Brent’s research was, to say the least, prodigious. It included oral histories — most of which he conducted himself — and primary sources drawn from the collections of (by my count) 17 archives and libraries in New Zealand and Britain, plus materials he found with individuals or their families. Personal letters and diaries, programs, lyrics, and sketches from the various concert party productions, photographs and drawings, and many military records are all here. Many of them are reproduced in the book, giving us the look and feel of these materials and a sense of personal connection to these men.
Using this wealth of sources, Brent portrays the pre-war, wartime, and post-war lives and experiences of Robinson, Morison, and Dyer in rich detail and engaging prose. This decision to start before and continue after the war was an important one. Rather than showing the war years in isolation, as so many historians do, Brent integrates them into the whole of their lives. Hearing about their youth and family lives, early training in drama and dance, lays the foundation for their experiences as homosexual men and performances as entertainers in the New Zealand military. Their post-war lives also make for interesting, even surprising reading, and the quite sad story of one shows the complexity of real people living their real lives. Throughout the book, Brent also widens his lens to take in the stories of other homosexual New Zealand soldiers. This too was an important decision, as it allows us to see Robinson, Morison, and Dyer in a larger social and cultural context, able to compare and contrast their lives and experiences with those of other men.
Brent tells these stories through evocative descriptions — I love the discussions of their costumes and makeup, which were not easy to put together with materials in short supply and keep on in the heat or humidity — and engaging anecdotes about performances and parties. And heartfelt confessions about romantic relationships and sexual liaisons. He does this with humour and sensitivity, all while interweaving his rigorous scholarly analysis and argument. And this is where we see Brent’s contribution to the historical field. He has added New Zealand to the histories of homosexuals in the World War II military in Britain, Canada, Australia, and the US. In this way, he confirms a number of their findings. That the war was a formative time and experience and a turning point in 20th century gay and lesbian history. That homosexual soldiers were able to carve out queer spaces and create a queer subculture despite the rigors and rigidity of the military. That even as they performed heterosexuality in the concert parties, their homosexuality was there for those in the know or in on the joke. That the willingness of straight men to engage in situational homosexuality helped to make homosexual acts and relationships more acceptable.

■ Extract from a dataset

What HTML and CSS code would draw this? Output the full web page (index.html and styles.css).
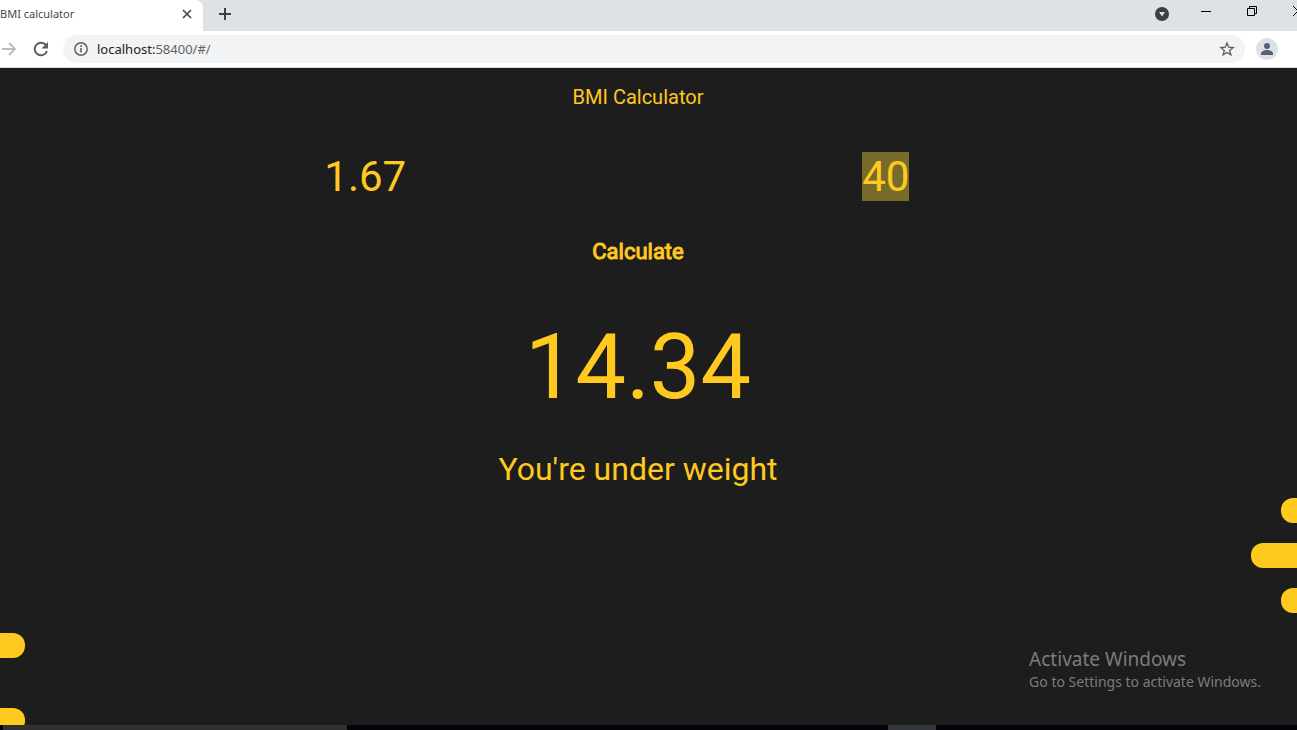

Brent’s history offers new insights too. Most importantly, to my mind, was the continuity between their wartime and pre-war lives for Robinson, Morison, and Dyer. This continuity allowed them to bring personal confidence, courage, and creativity into their wartime experiences that made a difference in how they were viewed and accepted by others. I also appreciated how they were able to bring their queerness home in the midst of war, when they performed in New Zealand between deployments. Certainly no small achievement, given the “unremitting homophobia” of the time, in the words of Jamie Belich, whom Brent quotes. So the accomplishment and contribution this book represents are significant.
This book is also a beautiful book—in every way. Congratulations to the University of Otago Press for the production design, illustrations, layout, and inclusion of some of the primary sources Brent uncovered in his research. The book is also beautiful in content. The stories it tells are not always easy, but they are authentic and true, and mostly uplifting. You come away from reading this with a renewed appreciation of the power of individuals and the communities they build to survive and even thrive within difficult and dangerous circumstances. It is also beautiful in spirit, and what Brent has brought to it. He is a generous author and a historian willing to learn from his historical subjects. He came to understand why Harold Robinson rejected an identity defined as “gay” rather than “homosexual” and to accept a more “campy” style than he was used to. Brent’s openness and generosity shine here. I know it’s cliché to say a project like this is a labour of love, but Crossing the Lines—10 years in the making—definitely is. By putting forward the previously unheard voices and perspectives of his historical subjects, he has made them available to all of us. So thank you Brent for this beautiful book, and congratulations.